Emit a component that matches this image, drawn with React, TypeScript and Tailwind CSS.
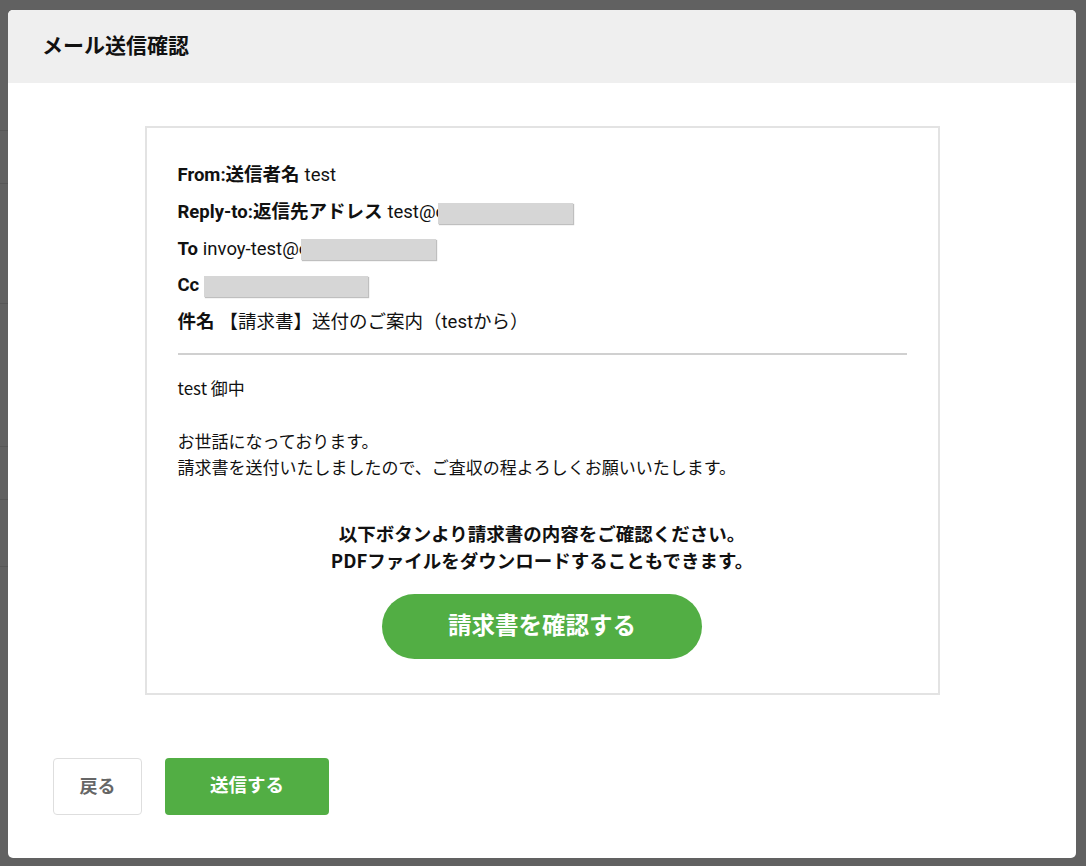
import React from "react";

const jp = "font-['Roboto','Noto_Sans_CJK_JP',sans-serif]";

function Redacted({ w }: { w: number }) {
  // grey block hiding the address, drawn over the tail of the text
  return (
    <span
      className="relative inline-block h-[21px] bg-[#d6d6d6] align-middle shadow-[1px_1px_1px_rgba(0,0,0,0.25)]"
      style={{ width: w }}
    />
  );
}

export default function App() {
  return (
    <div className={`relative h-[866px] w-full overflow-hidden bg-[#616161] ${jp}`}>
      {/* page behind the overlay */}
      <div className="absolute inset-0">
        <div className="absolute left-0 top-[130px] h-px w-[8px] bg-[#575757]" />
        <div className="absolute left-0 top-[183px] h-px w-[8px] bg-[#575757]" />
        <div className="absolute left-0 top-[303px] h-px w-[8px] bg-[#575757]" />
        <div className="absolute left-0 top-[446px] h-px w-[8px] bg-[#575757]" />
        <div className="absolute left-0 top-[499px] h-px w-[8px] bg-[#575757]" />
        <div className="absolute left-0 top-[566px] h-px w-[8px] bg-[#575757]" />
      </div>

      <div className="relative ml-[8px] mt-[10px] flex h-[848px] w-[1068px] flex-col overflow-hidden rounded-[5px] bg-white">
        {/* Header */}
        <div className="flex h-[73px] items-center bg-[#efefef] px-[34px]">
          <h1 className="text-[21px] font-bold text-[#111]">メール送信確認</h1>
        </div>

        {/* Mail preview */}
        <div className="mt-[43px] flex justify-center">
          <div className="w-[795px] border-2 border-[#e3e3e3] px-[31px] pb-[34px] pt-[30px] text-[#111]">
            <div className="text-[18.5px]">
              <div className="flex h-[36.6px] items-center">
                <span className="font-bold">From:送信者名</span>
                <span className="ml-[5px]">test</span>
              </div>
              <div className="flex h-[36.6px] items-center">
                <span className="font-bold">Reply-to:返信先アドレス</span>
                <span className="ml-[5px]">test@c</span>
                <span className="-ml-[7px]"><Redacted w={135} /></span>
              </div>
              <div className="flex h-[36.6px] items-center">
                <span className="font-bold">To</span>
                <span className="ml-[5px]">invoy-test@c</span>
                <span className="-ml-[7px]"><Redacted w={135} /></span>
              </div>
              <div className="flex h-[36.6px] items-center">
                <span className="font-bold">Cc</span>
                <span className="ml-[5px]"><Redacted w={164} /></span>
              </div>
              <div className="flex h-[36.6px] items-center">
                <span className="font-bold">件名</span>
                <span className="ml-[5px]">【請求書】送付のご案内（testから）</span>
              </div>
            </div>

            <div className="mt-[12px] h-[2px] bg-[#d0d0d0]" />

            <div className="mt-[20px] text-[17px] leading-[26.5px] font-['Noto_Sans_CJK_JP',sans-serif]">
              <p>test 御中</p>
              <p>&nbsp;</p>
              <p>お世話になっております。</p>
              <p>請求書を送付いたしましたので、ご査収の程よろしくお願いいたします。</p>
            </div>

            <div className="mt-[39px] text-center text-[18.5px] font-bold leading-[27px] font-['Noto_Sans_CJK_JP',sans-serif]">
              <p>以下ボタンより請求書の内容をご確認ください。</p>
              <p>PDFファイルをダウンロードすることもできます。</p>
            </div>

            <div className="mt-[20px] flex justify-center">
              <button className="flex h-[65px] w-[320px] items-center justify-center rounded-full bg-[#52ae44] text-[23.5px] font-bold text-white">
                請求書を確認する
              </button>
            </div>
          </div>
        </div>

        {/* Footer buttons */}
        <div className="mt-[63px] flex gap-[23px] px-[45px]">
          <button className="flex h-[57px] w-[89px] items-center justify-center rounded-[4px] border border-[#dedede] bg-white text-[18px] font-bold text-[#666]">
            戻る
          </button>
          <button className="flex h-[57px] w-[164px] items-center justify-center rounded-[4px] bg-[#52ae44] text-[18.5px] font-bold text-white">
            送信する
          </button>
        </div>
      </div>
    </div>
  );
}
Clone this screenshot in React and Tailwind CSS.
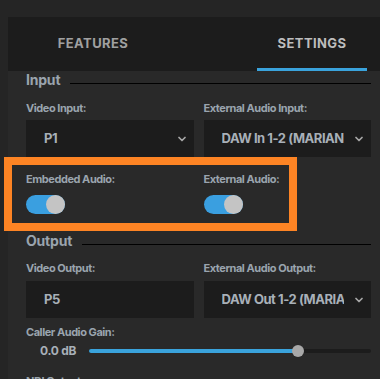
import React, { useState } from 'react';

const font = { fontFamily: 'Inter, "Liberation Sans", sans-serif' };

function Chevron() {
  return (
    <svg width="12" height="12" viewBox="0 0 24 24" fill="none" stroke="#a8a8a8" strokeWidth="3.5" strokeLinecap="round" strokeLinejoin="round">
      <path d="M6 9l6 6 6-6" />
    </svg>
  );
}

function SectionTitle({ title }) {
  return (
    <div className="flex items-center gap-[10px]">
      <span className="text-[14px] font-bold text-[#9aa4ae] leading-[18px] tracking-[-0.2px]">{title}</span>
      <div className="flex-1 h-px bg-black mt-[6px]" />
    </div>
  );
}

function Label({ children }) {
  return <div className="text-[11px] font-bold text-[#9aa4ae] leading-[14px] tracking-[-0.45px]">{children}</div>;
}

function SelectBox({ value, chevron }) {
  return (
    <div className="h-[37px] bg-[#1c1c1c] flex items-center pl-[18px] pr-[3px]">
      <span className="w-[122px] text-[13px] font-bold text-[#a8b0b8] whitespace-nowrap overflow-hidden tracking-[-0.45px]">
        {value}
      </span>
      <span className="flex-1" />
      {chevron && <Chevron />}
      <span className="w-[3px]" />
    </div>
  );
}

function Toggle({ on, onClick }) {
  return (
    <button onClick={onClick} className={`w-[39px] h-[19px] rounded-full flex items-center ${on ? 'bg-[#3a9fe0] justify-end' : 'bg-[#555] justify-start'}`}>
      <span className="w-[19px] h-[19px] rounded-full bg-[#c4c4c4]" />
    </button>
  );
}

export default function App() {
  const [tab, setTab] = useState('SETTINGS');
  const [embedded, setEmbedded] = useState(true);
  const [external, setExternal] = useState(true);

  return (
    <div className="w-[380px] h-[379px] overflow-hidden bg-[#252525] pt-[17px] pl-[8px]" style={font}>
      <div className="bg-[#292929] h-full">
        <div className="h-[54px] bg-[#1c1c1c] flex">
          <button onClick={() => setTab('FEATURES')} className="w-[170px] h-full relative text-[13px] font-bold tracking-[0.4px] text-[#a0a0a0]">
            FEATURES
            {tab === 'FEATURES' && <span className="absolute left-[30px] right-[30px] bottom-0 h-[3px] bg-[#3aa3dc]" />}
          </button>
          <button onClick={() => setTab('SETTINGS')} className="ml-[79px] w-[110px] h-full relative text-[13px] font-bold tracking-[0.4px] text-[#bdbdbd]">
            SETTINGS
            {tab === 'SETTINGS' && <span className="absolute left-0 right-0 bottom-0 h-[3px] bg-[#3aa3dc]" />}
          </button>
        </div>

        <div className="pl-[18px] pr-[9px] relative">
          <SectionTitle title="Input" />
          <div className="grid grid-cols-2 gap-x-[10px] mt-[12px]">
            <div>
              <Label>Video Input:</Label>
              <div className="mt-[5px]"><SelectBox value="P1" chevron /></div>
            </div>
            <div>
              <Label>External Audio Input:</Label>
              <div className="mt-[5px]"><SelectBox value="DAW In 1-2 (MARIAN" chevron /></div>
            </div>
          </div>

          <div className="grid grid-cols-2 gap-x-[10px] pt-[15px] h-[74px]">
            <div>
              <Label>Embedded Audio:</Label>
              <div className="mt-[9px]"><Toggle on={embedded} onClick={() => setEmbedded(!embedded)} /></div>
            </div>
            <div>
              <Label>External Audio:</Label>
              <div className="mt-[9px]"><Toggle on={external} onClick={() => setExternal(!external)} /></div>
            </div>
          </div>
          <div className="absolute left-[-4px] top-[86px] w-[293px] h-[74px] border-[8px] border-[#fd8424] pointer-events-none" />

          <div className="mt-[1px]">
            <SectionTitle title="Output" />
          </div>
          <div className="grid grid-cols-2 gap-x-[10px] mt-[11px]">
            <div>
              <Label>Video Output:</Label>
              <div className="mt-[6px]"><SelectBox value="P5" /></div>
            </div>
            <div>
              <Label>External Audio Output:</Label>
              <div className="mt-[6px]"><SelectBox value="DAW Out 1-2 (MARIAN" chevron /></div>
            </div>
          </div>

          <div className="mt-[7px]">
            <Label>Caller Audio Gain:</Label>
          </div>
          <div className="flex items-center mt-[4px] h-[16px]">
            <span className="w-[63px] pl-[14px] text-[12px] font-bold text-[#a8b0b8] tracking-[-0.3px]">0.0 dB</span>
            <div className="flex-1 h-[4px] rounded-full bg-[#1c1c1c] relative">
              <div className="h-full rounded-full bg-[#3aa3dc] w-[209px]" />
              <span className="absolute left-[203px] top-[-4px] w-[12px] h-[12px] rounded-full bg-[#a8a8a8]" />
            </div>
          </div>
          <div className="mt-[15px]">
            <Label>NDI Output:</Label>
          </div>
        </div>
      </div>
    </div>
  );
}
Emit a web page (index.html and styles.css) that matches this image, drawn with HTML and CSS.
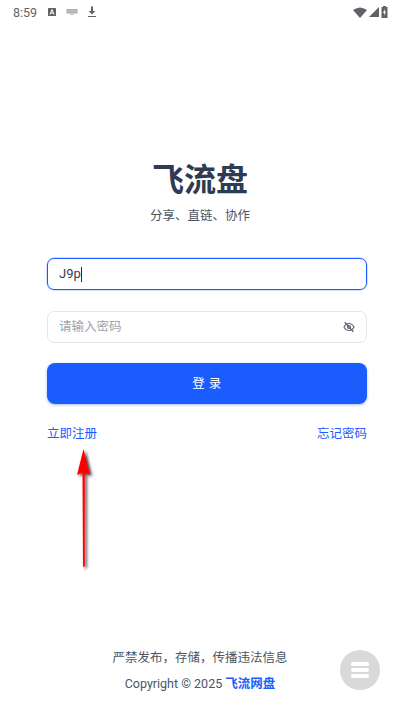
FILE: index.html
```html
<!DOCTYPE html>
<html>
<head>
    <title>飞流盘</title>
    <link rel="stylesheet" href="styles.css">
</head>
<body>
    <div class="status_bar">
        <div class="status_left">
            <span class="time">8:59</span>
            <svg class="status_icon" width="10" height="10" viewBox="0 0 10 10"><rect x="1" y="1" width="8" height="8" rx="0.5" fill="#5f6368"/><path d="M3 7.5 5 2.5 7 7.5M3.8 6h2.4" fill="none" stroke="#fff" stroke-width="1"/></svg>
            <svg class="status_icon" width="12" height="8" viewBox="0 0 12 8"><rect x="0.5" y="1" width="11" height="4.5" rx="0.5" fill="#a8abaf"/><path d="M2 2.2h8M2 3.8h8" stroke="#e4e5e6" stroke-width="0.7" stroke-dasharray="1 0.8"/><rect x="4" y="6" width="4" height="1" fill="#c4c6c8"/></svg>
            <svg class="status_icon" width="10" height="12" viewBox="0 0 10 12"><path d="M4 0.5h2v4.5h2.4L5 8.4 1.6 5H4z" fill="#5f6368"/><rect x="1" y="10" width="8" height="1" fill="#5f6368"/></svg>
        </div>
        <div class="status_right">
            <svg width="14" height="11" viewBox="0 0 14 11"><path d="M0 3Q7-2 14 3L7 11z" fill="#5f6368"/></svg>
            <svg width="10" height="10" viewBox="0 0 10 10"><path d="M10 0V10H0z" fill="#5f6368"/></svg>
            <svg width="7" height="12" viewBox="0 0 7 12"><path d="M2 0h3v1h1.500v11H.5V1H2z" fill="#5f6368"/><path d="M3.800 3 2 7h1.200v2.500L5 5.800H3.800z" fill="#fff"/></svg>
        </div>
    </div>

    <div class="header">
        <h1 class="heading">飞流盘</h1>
        <p class="subheading">分享、直链、协作</p>
    </div>

    <div class="container">
        <div class="field field_active">
            <span class="field_value">J9p</span><span class="caret"></span>
        </div>
        <div class="field">
            <span class="placeholder">请输入密码</span>
            <svg class="eye" width="12" height="12" viewBox="0 0 24 24" fill="none" stroke="#5b6472" stroke-width="2.400" stroke-linecap="round" stroke-linejoin="round">
                <path d="M2 12s3.600-7 10-7 10 7 10 7-3.600 7-10 7-10-7-10-7z"/>
                <circle cx="12" cy="12" r="3"/>
                <path d="M4 3l16 18"/>
            </svg>
        </div>

        <button class="login_btn">登 录</button>

        <div class="links">
            <a class="link">立即注册</a>
            <a class="link">忘记密码</a>
        </div>
    </div>

    <div class="footer">
        <p class="footer_line">严禁发布，存储，传播违法信息</p>
        <p class="footer_line copyright">Copyright © 2025 <b class="brand">飞流网盘</b></p>
    </div>

    <svg class="arrow" width="24" height="130" viewBox="0 0 24 130">
        <defs>
            <filter id="arrowShadow" x="-60%" y="-10%" width="220%" height="120%">
                <feDropShadow dx="2" dy="1.500" stdDeviation="1.600" flood-color="#000" flood-opacity="0.8"/>
            </filter>
        </defs>
        <path d="M9.500 3 L16 29 L10.800 26.500 L10.800 120 Q10 122 9 120 L8.500 26.500 L3 29 Z" fill="#f00" filter="url(#arrowShadow)"/>
    </svg>

    <div class="fab">
        <span></span><span></span><span></span>
    </div>
</body>
</html>
```

FILE: styles.css
```css
* {
    padding: 0;
    margin: 0;
    box-sizing: border-box;
}
body {
    position: relative;
    width: 400px;
    height: 710px;
    overflow: hidden;
    font-family: Roboto, "Noto Sans CJK SC", sans-serif;
    background-color: #ffffff;
    display: flex;
    flex-direction: column;
}
.status_bar {
    height: 24px;
    padding: 0 12px 0 13px;
    display: flex;
    justify-content: space-between;
    align-items: center;
    flex-shrink: 0;
}
.status_left,
.status_right {
    display: flex;
    align-items: center;
}
.status_left {
    gap: 9px;
}
.status_right {
    gap: 2px;
}
.time {
    font-size: 12.500px;
    color: #5f6368;
    margin-right: 1px;
}
.header {
    padding-top: 135px;
    text-align: center;
}
.heading {
    font-size: 32px;
    line-height: 42px;
    font-weight: 700;
    color: #2d3c52;
}
.subheading {
    margin-top: 5px;
    font-size: 12.500px;
    line-height: 20px;
    color: #4b5563;
}
.container {
    padding: 32px 33px 0 47px;
    display: flex;
    flex-direction: column;
}
.field {
    height: 32px;
    margin-top: 21px;
    padding: 0 11px;
    display: flex;
    align-items: center;
    border: 1px solid #e5e7eb;
    border-radius: 7px;
    font-size: 13px;
    line-height: 28px;
}
.field_active {
    margin-top: 0;
    border-color: #1b5cff;
    box-shadow: 0 0 0 0.5px rgba(27, 92, 255, 0.4);
}
.field_value {
    color: #374151;
}
.caret {
    width: 1px;
    height: 15px;
    background-color: #1f2937;
}
.placeholder {
    font-size: 12.500px;
    color: #9ca3af;
}
.eye {
    margin-left: auto;
}
.login_btn {
    height: 41px;
    margin-top: 20px;
    padding-bottom: 2px;
    border: none;
    border-radius: 8px;
    background-color: #1b5cff;
    color: #ffffff;
    font-family: inherit;
    font-size: 12.500px;
    letter-spacing: 0.500px;
    box-shadow: 0 1px 3px rgba(27, 92, 255, 0.4);
}
.links {
    margin-top: 21px;
    display: flex;
    justify-content: space-between;
}
.link {
    font-size: 12.500px;
    line-height: 18px;
    color: #1b5cff;
}
.footer {
    position: absolute;
    left: 0;
    right: 0;
    top: 648px;
    text-align: center;
}
.footer_line {
    font-size: 12.500px;
    line-height: 20px;
    color: #4b5563;
}
.copyright {
    margin-top: 6px;
}
.brand {
    color: #1b5cff;
    font-weight: 700;
}
.arrow {
    position: absolute;
    left: 74px;
    top: 446px;
}
.fab {
    position: absolute;
    left: 340px;
    top: 650px;
    width: 40px;
    height: 40px;
    border-radius: 50%;
    background-color: #d9d9d9;
    display: flex;
    flex-direction: column;
    align-items: center;
    justify-content: center;
    gap: 2px;
}
.fab span {
    width: 18px;
    height: 4px;
    border-radius: 2px;
    background-color: #ffffff;
}
```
:::
Written exercise:
From the data above, pick out each line containing "that" and copy it.

Solved exercise:
Emit a component that matches this image, drawn with React, TypeScript and Tailwind CSS.
Emit a web page (index.html and styles.css) that matches this image, drawn with HTML and CSS.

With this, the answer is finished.